Also, I can't speak for the technical specifics of your project, but I would
like to speak a bit from my prior experiences:

> Incompatible changes in some libraries we use

What are those libraries? There may be python2/3 forks available on pypi. For
instance, on Peergrade we went from pyPdf -> pyPdf2, boto -> boto3 (that one
is a _lot_ of work). We were still able to stick on the python 2 codebase, but
gain python 3 forward compatibility.

In the case of very specific packages, we had to do forks. We had to move some
patches from a python 2 only library and port them into a python 3 only
library, then do one of those version constraint things.

> App Engine first gen to second gen changes (which are for the better, but
> still a big deal)

I'm not familiar with app engine so can't speak to it.

> the choice of storing some pickles permanently

Can you clarify this?

I can't speak for it without seeing it, but would it be possible to serialize
the data to json, use python import strings
([https://devel.tech/tips/n/djms3tTe/how-django-uses-
deferred-...](https://devel.tech/tips/n/djms3tTe/how-django-uses-deferred-
imports-to-scale/)), then write a migration to port the old pickles over, and
have something more portable?

It's possible, depending on what's being stored, it'd also help you migrate to
golang if the data stored in it could be consumed by a go service.

> plus a need to really verify unicode handling all over the place (especially
> in a 10 year old codebase)

Yes I had a lot of pitfalls with this one. Areas to look out for are hashing
functions. They are very strict in whether they're dealing with bytes or
strings.

Are you already using unicode_literals? Those can be implemented gradually in
a current codebase.

How is your test suite? Sometimes having test coverage, even naively, can also
act as a smoke test to catch unicode issues.

Selenium tests can get a lot of coverage for very cheap to verify behavior at
a high level.

> Moving to Go is more work than moving to Python 3, but in our particular
> case it's not as much more work as people might expect.

I think the services + golang part is smart, and can't speak for the specifics
of your codebase.

I will say in hindsight, I feel the effort / hours I put into upgrading a
Python 2 codebase -> 2/3 and eventually 3-only made it _much_ easier to
breath.
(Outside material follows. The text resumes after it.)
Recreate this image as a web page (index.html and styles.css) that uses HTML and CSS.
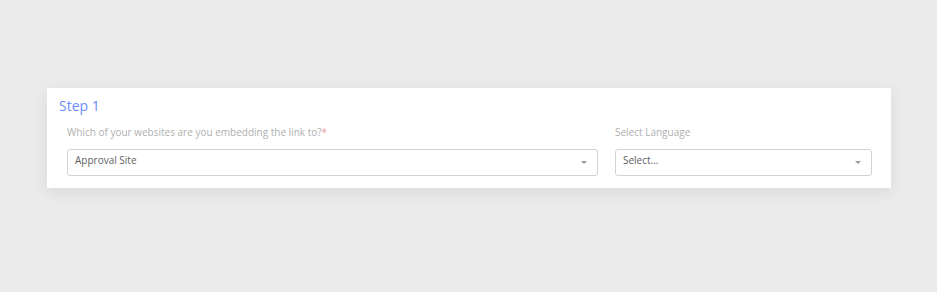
FILE: index.html
```html
<!DOCTYPE html>
<html lang="en">

<head>
	<meta charset="UTF-8">
	<meta name="viewport" content="width=device-width, initial-scale=1.0">
	<title>Embed Link</title>
	<link rel="stylesheet" href="styles.css">
</head>

<body>
	<div class="step-card">
		<h2 class="step-title">Step 1</h2>
		<div class="step-fields">
			<div class="field field-site">
				<label>Which of your websites are you embedding the link to?<span class="req">*</span></label>
				<div class="select">
					<span>Approval Site</span>
					<span class="caret"></span>
				</div>
			</div>
			<div class="field field-lang">
				<label>Select Language</label>
				<div class="select">
					<span>Select...</span>
					<span class="caret"></span>
				</div>
			</div>
		</div>
	</div>
</body>

</html>
```

FILE: styles.css
```css
* {
	margin: 0;
	padding: 0;
	box-sizing: border-box;
	font-family: 'Open Sans', 'Liberation Sans', sans-serif;
}

body {
	background: #ebebeb;
	padding: 88px 46px 0 47px;
	height: 292px;
}

.step-card {
	background: #fff;
	box-shadow: 0 4px 14px rgba(0, 0, 0, 0.08);
	padding: 8px 19px 11px 20px;
	height: 100px;
}

.step-title {
	font-size: 14px;
	font-weight: 400;
	color: #6b8dfb;
	margin-left: -8px;
	line-height: 19px;
	margin-bottom: 10px;
}

.step-fields {
	display: flex;
	gap: 17px;
}

.field label {
	display: block;
	font-size: 10px;
	color: #b0b0b0;
	line-height: 14px;
	margin-bottom: 10px;
}

.req {
	color: #e8a0a0;
}

.field-site {
	width: 531px;
}

.field-lang {
	flex: 1;
}

.select {
	display: flex;
	align-items: center;
	justify-content: space-between;
	height: 27px;
	border: 1px solid #d2d2d2;
	border-radius: 3px;
	padding: 0 10px 0 7px;
	font-size: 10px;
	color: #5e5e5e;
}

.select span:first-child {
	margin-top: -6px;
}

.caret {
	width: 0;
	height: 0;
	border-left: 3.5px solid transparent;
	border-right: 3.5px solid transparent;
	border-top: 3.5px solid #9a9a9a;
}
```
Cleaner syntax, no unicode headaches, and no need to have the
lingering prospect of a language exodus looming over the head.

One negative aspect we haven't talked about those with "gradual" python 2/3
migrating is breakages. There are refactors that end up being done that when
pushed out risk breaking - and when they're purely internal code changes.
There is a business case to eliminate the tech debt because the value
equation: A python 2 codebase, even with warts to it, is meeting an EOL in the
next few days ([https://pythonclock.org/](https://pythonclock.org/)).

Even assuming golang + microservices is the final destination. Amortized, on
the projects I've been on, moving to python 2/3 (or 3-only) paid back. If
there's opportunities where the python codebase could be split into apps /
separate wsgi entry points, then have golang services replace them later -
_that_ could be an option. Even without golang, the (probably huge?) refactors
involved in moving to python 3 and being "(micro?)service ready" has benefits.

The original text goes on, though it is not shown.